Clues that something might be amiss surfaced some time after Alex returned home from the hospital. The Lewis’s lived on a sprawling property in the English countryside, but despite the spacious quarters the twins were confined to a shed. They weren’t allowed keys to the manor house or access to their father’s inner sanctum.

“He’s at his own section so that he has his own drawing room, his own study, his own staircase to get to his own bedroom,” Marcus explains to Deadline. “And you wouldn’t ever go in there.”

“We were very frightened,” Alex adds. “He was a very scary man, for everybody he met.”

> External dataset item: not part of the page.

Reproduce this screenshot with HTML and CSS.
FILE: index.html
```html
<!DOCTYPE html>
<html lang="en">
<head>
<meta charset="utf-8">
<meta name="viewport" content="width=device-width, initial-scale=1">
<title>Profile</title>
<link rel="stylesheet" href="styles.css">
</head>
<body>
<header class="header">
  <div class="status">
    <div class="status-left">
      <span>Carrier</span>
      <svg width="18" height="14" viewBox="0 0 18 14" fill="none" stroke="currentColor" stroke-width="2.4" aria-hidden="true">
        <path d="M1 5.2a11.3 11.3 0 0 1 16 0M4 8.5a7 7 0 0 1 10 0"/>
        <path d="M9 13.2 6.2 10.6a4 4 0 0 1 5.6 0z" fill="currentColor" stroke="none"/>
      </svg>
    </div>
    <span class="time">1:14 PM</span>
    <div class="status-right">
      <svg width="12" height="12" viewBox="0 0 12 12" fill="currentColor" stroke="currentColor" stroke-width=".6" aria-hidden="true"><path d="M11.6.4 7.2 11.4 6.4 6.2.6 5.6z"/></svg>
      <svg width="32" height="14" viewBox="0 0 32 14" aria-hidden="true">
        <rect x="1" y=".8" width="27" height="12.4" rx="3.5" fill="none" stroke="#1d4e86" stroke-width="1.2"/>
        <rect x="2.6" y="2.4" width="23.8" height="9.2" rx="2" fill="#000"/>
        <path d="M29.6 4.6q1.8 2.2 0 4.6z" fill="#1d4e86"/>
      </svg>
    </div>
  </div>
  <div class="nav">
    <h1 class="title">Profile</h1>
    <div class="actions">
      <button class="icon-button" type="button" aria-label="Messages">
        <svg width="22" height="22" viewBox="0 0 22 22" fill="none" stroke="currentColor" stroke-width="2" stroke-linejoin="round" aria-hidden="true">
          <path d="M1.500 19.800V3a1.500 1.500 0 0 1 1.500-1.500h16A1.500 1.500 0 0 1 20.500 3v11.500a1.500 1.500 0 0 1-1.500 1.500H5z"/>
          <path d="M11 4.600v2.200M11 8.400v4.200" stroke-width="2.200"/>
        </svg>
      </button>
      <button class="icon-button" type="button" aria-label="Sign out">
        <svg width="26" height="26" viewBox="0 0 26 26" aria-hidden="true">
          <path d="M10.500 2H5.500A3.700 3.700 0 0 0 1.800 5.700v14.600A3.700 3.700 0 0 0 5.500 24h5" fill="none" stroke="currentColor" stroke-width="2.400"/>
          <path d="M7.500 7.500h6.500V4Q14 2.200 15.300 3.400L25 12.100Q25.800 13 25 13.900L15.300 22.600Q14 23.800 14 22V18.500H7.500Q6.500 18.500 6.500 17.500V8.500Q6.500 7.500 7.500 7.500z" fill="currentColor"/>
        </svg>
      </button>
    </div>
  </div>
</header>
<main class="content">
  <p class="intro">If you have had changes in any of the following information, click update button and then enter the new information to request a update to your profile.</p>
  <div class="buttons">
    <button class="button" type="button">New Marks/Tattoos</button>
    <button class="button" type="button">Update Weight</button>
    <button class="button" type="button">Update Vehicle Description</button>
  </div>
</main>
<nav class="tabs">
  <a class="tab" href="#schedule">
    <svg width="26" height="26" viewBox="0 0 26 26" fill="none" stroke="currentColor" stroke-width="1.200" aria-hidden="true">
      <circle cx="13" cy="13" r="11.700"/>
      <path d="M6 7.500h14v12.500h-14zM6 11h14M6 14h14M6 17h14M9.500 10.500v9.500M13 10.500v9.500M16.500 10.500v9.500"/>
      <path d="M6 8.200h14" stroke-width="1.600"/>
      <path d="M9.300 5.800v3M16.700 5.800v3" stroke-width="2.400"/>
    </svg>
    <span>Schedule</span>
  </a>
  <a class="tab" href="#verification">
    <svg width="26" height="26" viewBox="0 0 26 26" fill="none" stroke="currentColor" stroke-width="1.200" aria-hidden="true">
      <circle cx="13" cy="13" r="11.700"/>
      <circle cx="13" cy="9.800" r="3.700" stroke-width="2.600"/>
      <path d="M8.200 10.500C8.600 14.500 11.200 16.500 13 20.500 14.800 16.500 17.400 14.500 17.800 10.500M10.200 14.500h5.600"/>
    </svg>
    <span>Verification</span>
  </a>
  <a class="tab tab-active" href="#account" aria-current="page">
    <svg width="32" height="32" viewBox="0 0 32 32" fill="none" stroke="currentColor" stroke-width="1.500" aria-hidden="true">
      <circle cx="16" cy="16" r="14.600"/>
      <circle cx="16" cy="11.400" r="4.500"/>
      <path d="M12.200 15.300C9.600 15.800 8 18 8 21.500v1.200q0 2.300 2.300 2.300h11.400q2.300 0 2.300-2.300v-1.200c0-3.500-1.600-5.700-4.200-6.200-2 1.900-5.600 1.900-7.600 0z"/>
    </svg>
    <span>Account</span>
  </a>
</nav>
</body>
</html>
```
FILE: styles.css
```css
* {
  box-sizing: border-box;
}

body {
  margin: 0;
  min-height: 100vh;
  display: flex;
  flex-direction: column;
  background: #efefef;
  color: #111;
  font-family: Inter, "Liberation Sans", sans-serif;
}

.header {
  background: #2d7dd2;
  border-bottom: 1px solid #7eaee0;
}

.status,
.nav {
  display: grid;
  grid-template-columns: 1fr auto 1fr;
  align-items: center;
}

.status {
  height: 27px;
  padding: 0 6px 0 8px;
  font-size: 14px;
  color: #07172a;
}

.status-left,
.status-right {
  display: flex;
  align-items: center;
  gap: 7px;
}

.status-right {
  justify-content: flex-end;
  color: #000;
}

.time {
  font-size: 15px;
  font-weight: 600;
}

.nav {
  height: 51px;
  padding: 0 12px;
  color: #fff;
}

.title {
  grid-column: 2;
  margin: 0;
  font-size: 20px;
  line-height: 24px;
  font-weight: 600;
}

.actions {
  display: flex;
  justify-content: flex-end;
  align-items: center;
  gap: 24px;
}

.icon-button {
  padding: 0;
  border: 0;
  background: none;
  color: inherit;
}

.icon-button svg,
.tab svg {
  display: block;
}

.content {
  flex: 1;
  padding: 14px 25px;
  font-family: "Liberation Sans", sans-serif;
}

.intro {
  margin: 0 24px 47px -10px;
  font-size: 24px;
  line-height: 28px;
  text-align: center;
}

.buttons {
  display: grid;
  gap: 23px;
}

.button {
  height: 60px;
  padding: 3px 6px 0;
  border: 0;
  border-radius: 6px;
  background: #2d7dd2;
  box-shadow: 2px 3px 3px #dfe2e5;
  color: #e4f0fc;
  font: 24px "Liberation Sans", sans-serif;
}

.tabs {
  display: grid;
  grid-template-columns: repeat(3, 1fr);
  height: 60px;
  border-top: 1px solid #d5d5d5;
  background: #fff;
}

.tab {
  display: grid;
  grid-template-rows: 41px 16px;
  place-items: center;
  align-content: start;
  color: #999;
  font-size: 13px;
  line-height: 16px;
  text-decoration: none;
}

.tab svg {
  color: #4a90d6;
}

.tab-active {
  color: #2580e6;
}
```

Their mother, too, was eccentric, a tall, gregarious woman with an intimidating aspect. After their parents’ deaths, as the twins were cleaning out the house, they came across something locked in their mother’s cupboard that would explode the myth of the idealized upbringing Marcus had spun for his brother. It was a mutilated photo of the twins as boys, strongly suggesting psychological and sexual abuse. Finding the picture forced Marcus to acknowledge the devastating past he had kept hidden from his brother.

Alex and Marcus explored their story of trauma in a 2013 memoir. It was reading about the book that first inspired Perkins to make his documentary.

“I’d read an article in a British paper and reached out,” Perkins recalls. The twins agreed to do the film, only to have second thoughts. “There were a number of times when when you guys gave me a call and said, ‘I’m really sorry, but we can’t do this. We don’t want to make this film. It’s going to be too difficult.’’’

Perkins, who earned an Oscar nomination earlier this year for his short documentary Black Sheep, says he wanted to create an environment where the Lewis brothers felt safe to share what they had gone through, if they ultimately decided to go forward.

“The most important thing was that these guys knew that they were in control at every stage,” he comments. “These guys have full agency to tell their story in their words at their pace.”

Years would pass before the cameras finally rolled.

“In a way that five-year gestation period it took to make the film, perhaps the best thing to come out of that was we were able to get to know each other really well and build a relationship of trust,” Perkins notes. “That allowed them to feel comfortable in the room talking in a way that I think it’s fair to say you haven’t talked before.”

The brothers’ hesitation had something to do with the fact that there were more family secrets to reveal beyond what was in their memoir–revelations Marcus had yet to share with Alex. They say the process has been a healing one for them. And emotional for viewers of Tell Me Who I Am, the brothers say, to judge from responses they’ve received beginning with the film’s world premiere at the Telluride Film Festival.

“Once we started meeting the audience and meeting people, then we suddenly realized that we’d made something bigger than we thought we had,” Alex says. “And the impact on other people, just in the small amount of people that have seen it, has just been—“

“Phenomenal,” Marcus jumps in.

“More than I could have ever hoped for,” Alex adds.

There were times when Alex felt his brother’s failure to tell him the truth about their past amounted to a betrayal. But now he sees it differently, feeling the rosy image Marcus concocted was meant to shield him from a horrible reality.

“I didn’t realize that until right at the end of the movie,” Alex affirms. “I had never realized quite what he was carrying. All the enormity of the personal anguish that he had to do for me.”

“Albeit the film inevitably has to go to dark and complicated places, we’ve always talked about this story actually being a love story between twins,” Perkins observes. “About how their extraordinary relationship has allowed them to survive. And we hope that audiences leave this film feeling hopeful and inspired by what these guys have done, because to bare your soul in the way they have is incredible. And I think it’s an enormous gift they’re giving to people.”